The conclusion of my 2010 letter is still relevant:
The FED according to the Post is an “institution that has served us well for decades. ...” However, The FED is not an institution that has served us well. It was set up to protect the value of the dollar and to avoid boom and bust cycles. Since inception of the Fed, the dollar has, in real terms, declined over 87 percent, now having a purchasing power compared to a 1913 dollar of less than 13 cents. Just since the mid-1990s overly easy monetary policy has caused or enabled two significant boom-bust periods with accompanying bubbles in first dot.com stocks and then residential and commercial real estate. The Wall Street Journal in a January 25th editorial which argues against confirmation partially because of Bernanke’s and the FED’s complicity in causing the most recent boom and resulting bust and financial crisis, unwittingly gives the one legitimate short run reason to retain Bernanke; other potential nominees would be even worse.
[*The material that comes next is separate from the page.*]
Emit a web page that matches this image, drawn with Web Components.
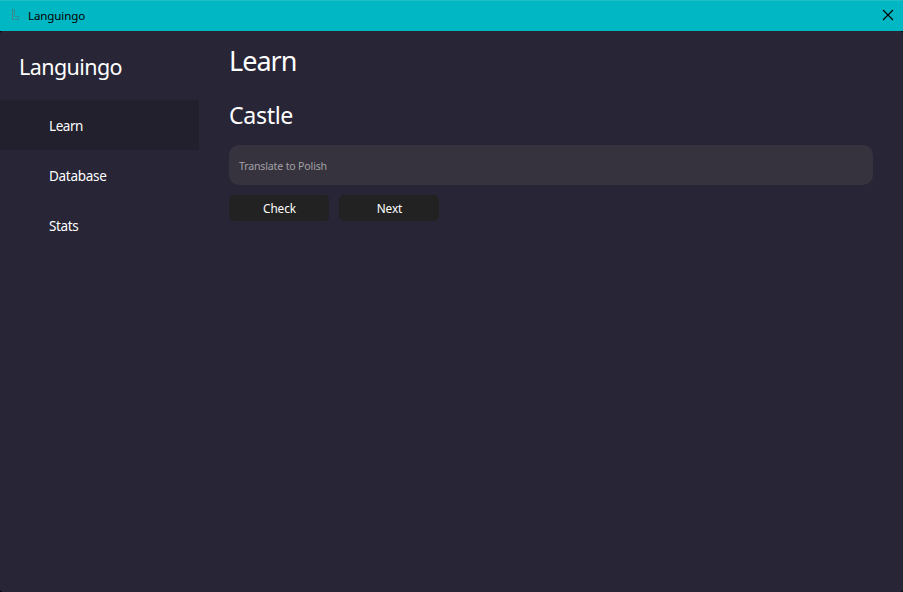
<!DOCTYPE html>
<html lang="en">
<head>
<meta charset="utf-8">
<title>Languingo</title>
<style>
html, body { margin: 0; height: 100%; overflow: hidden; background: #000; }
body { font-family: "Noto Sans", "Open Sans", sans-serif; color: #fff; }
</style>
</head>
<body>
<lang-app></lang-app>
<script>
class BaseElement extends HTMLElement {
  constructor() {
    super();
    this.attachShadow({ mode: "open" }).innerHTML = this.constructor.markup;
  }
}

/* A line of text tracked to an exact advance width. */
customElements.define("fit-text", class extends BaseElement {
  static markup = `<style>
    :host { display: block; white-space: nowrap; }
    span { display: inline-block; }
  </style><span><slot></slot></span>`;
  connectedCallback() {
    const span = this.shadowRoot.querySelector("span");
    const want = Number(this.getAttribute("width"));
    const count = this.textContent.length;
    const gap = (want - span.getBoundingClientRect().width) / count;
    span.style.letterSpacing = gap.toFixed(3) + "px";
  }
});

customElements.define("title-bar", class extends BaseElement {
  static markup = `<style>
    :host { display: flex; align-items: center; height: 31px; box-sizing: border-box;
      padding: 0 9px 2px 9px; background: #00b7c3; border-top: 1px solid #1fbdc8;
      color: #000; font-size: 11.6px; line-height: 16px; }
    .logo { margin-right: 7px; display: block; }
    .name { flex: 1; padding-top: 2px; }
    .close { display: block; }
  </style>
  <svg class="logo" width="12" height="14" viewBox="0 0 12 14" fill="none">
    <path d="M3.5 1.5H5.5V8.5H9.5V11.5H3.5Z" stroke="#2b9298"/>
    <path d="M3.5 1.5V11.5" stroke="#3f8386"/>
  </svg>
  <div class="name"><slot></slot></div>
  <svg class="close" width="12" height="12" viewBox="0 0 12 12">
    <path d="M1 1L11 11M11 1L1 11" stroke="#000" stroke-width="1.1"/>
  </svg>`;
});

customElements.define("nav-item", class extends BaseElement {
  static markup = `<style>
    :host { display: flex; align-items: center; height: 50px; box-sizing: border-box;
      padding: 2px 0 0 49px; font-size: 13.5px; line-height: 20px; }
    :host([selected]) { background: #22202c; }
  </style><slot></slot>`;
});

customElements.define("side-bar", class extends BaseElement {
  static markup = `<style>
    :host { display: block; width: 199px; }
    header { height: 69px; box-sizing: border-box; padding: 21px 0 0 19px;
      font-size: 21.5px; line-height: 30px; }
  </style><header><slot name="brand"></slot></header><nav><slot></slot></nav>`;
});

customElements.define("text-field", class extends BaseElement {
  static markup = `<style>
    :host { display: flex; align-items: center; height: 40px; box-sizing: border-box;
      padding: 2px 10px 0; border-radius: 10px; background: #36333e;
      color: #a3a1a6; font-size: 10.6px; line-height: 16px; }
  </style><slot></slot>`;
});

customElements.define("push-button", class extends BaseElement {
  static markup = `<style>
    :host { display: flex; align-items: center; justify-content: center;
      width: 100px; height: 26px; box-sizing: border-box;
      border-radius: 5px; background: #222; font-size: 11.8px; line-height: 16px; }
    ::slotted(*) { padding-left: 1px; }
  </style><slot></slot>`;
});

customElements.define("learn-page", class extends BaseElement {
  static markup = `<style>
    :host { display: block; flex: 1; padding: 12px 30px 0 30px; }
    .h1 { font-size: 27px; line-height: 36px; height: 56px; }
    .h2 { font-size: 23.2px; line-height: 32px; height: 46px; }
    .row { display: flex; gap: 10px; margin-top: 10px; }
  </style>
  <div class="h1"><fit-text width="67.5">Learn</fit-text></div>
  <div class="h2"><fit-text width="64">Castle</fit-text></div>
  <text-field><fit-text width="88">Translate to Polish</fit-text></text-field>
  <div class="row">
    <push-button><fit-text width="33">Check</fit-text></push-button>
    <push-button><fit-text width="25.5">Next</fit-text></push-button>
  </div>`;
});

customElements.define("lang-app", class extends BaseElement {
  static markup = `<style>
    :host { display: flex; flex-direction: column; height: 100vh; }
    main { flex: 1; display: flex; background: #282536; border-radius: 3px; }
  </style>
  <title-bar><fit-text width="57">Languingo</fit-text></title-bar>
  <main>
    <side-bar>
      <fit-text slot="brand" width="103">Languingo</fit-text>
      <nav-item selected><fit-text width="34">Learn</fit-text></nav-item>
      <nav-item><fit-text width="57.5">Database</fit-text></nav-item>
      <nav-item><fit-text width="29.5">Stats</fit-text></nav-item>
    </side-bar>
    <learn-page></learn-page>
  </main>`;
});
</script>
</body>
</html>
In the long run, instead of celebrating the Fed and central banking, true financial reform would, following Nobel winner F. A. Hayek look seriously at proposals to “denationalization of money” including the recent suggestion by economist Richard Ebeling to end the Federal Reserve.
- 1Joseph T. Salerno, “A Reformulation of Austrian Business Cycle Theory in Light of the Financial Crisis,” pp. 37-38. Ronald I. McKinnon makes a similar point in “The Near-Zero Interest Rate Trap.” He summarizes nicely, “By trying to stimulate aggregate demand and reduce unemployment, central banks have pushed interest rates down too much and inadvertently distorted the financial system [and real structure of production] in a way that constrains both short- and long –term business investment. The misnamed monetary stimuli are actually holding the economy back.”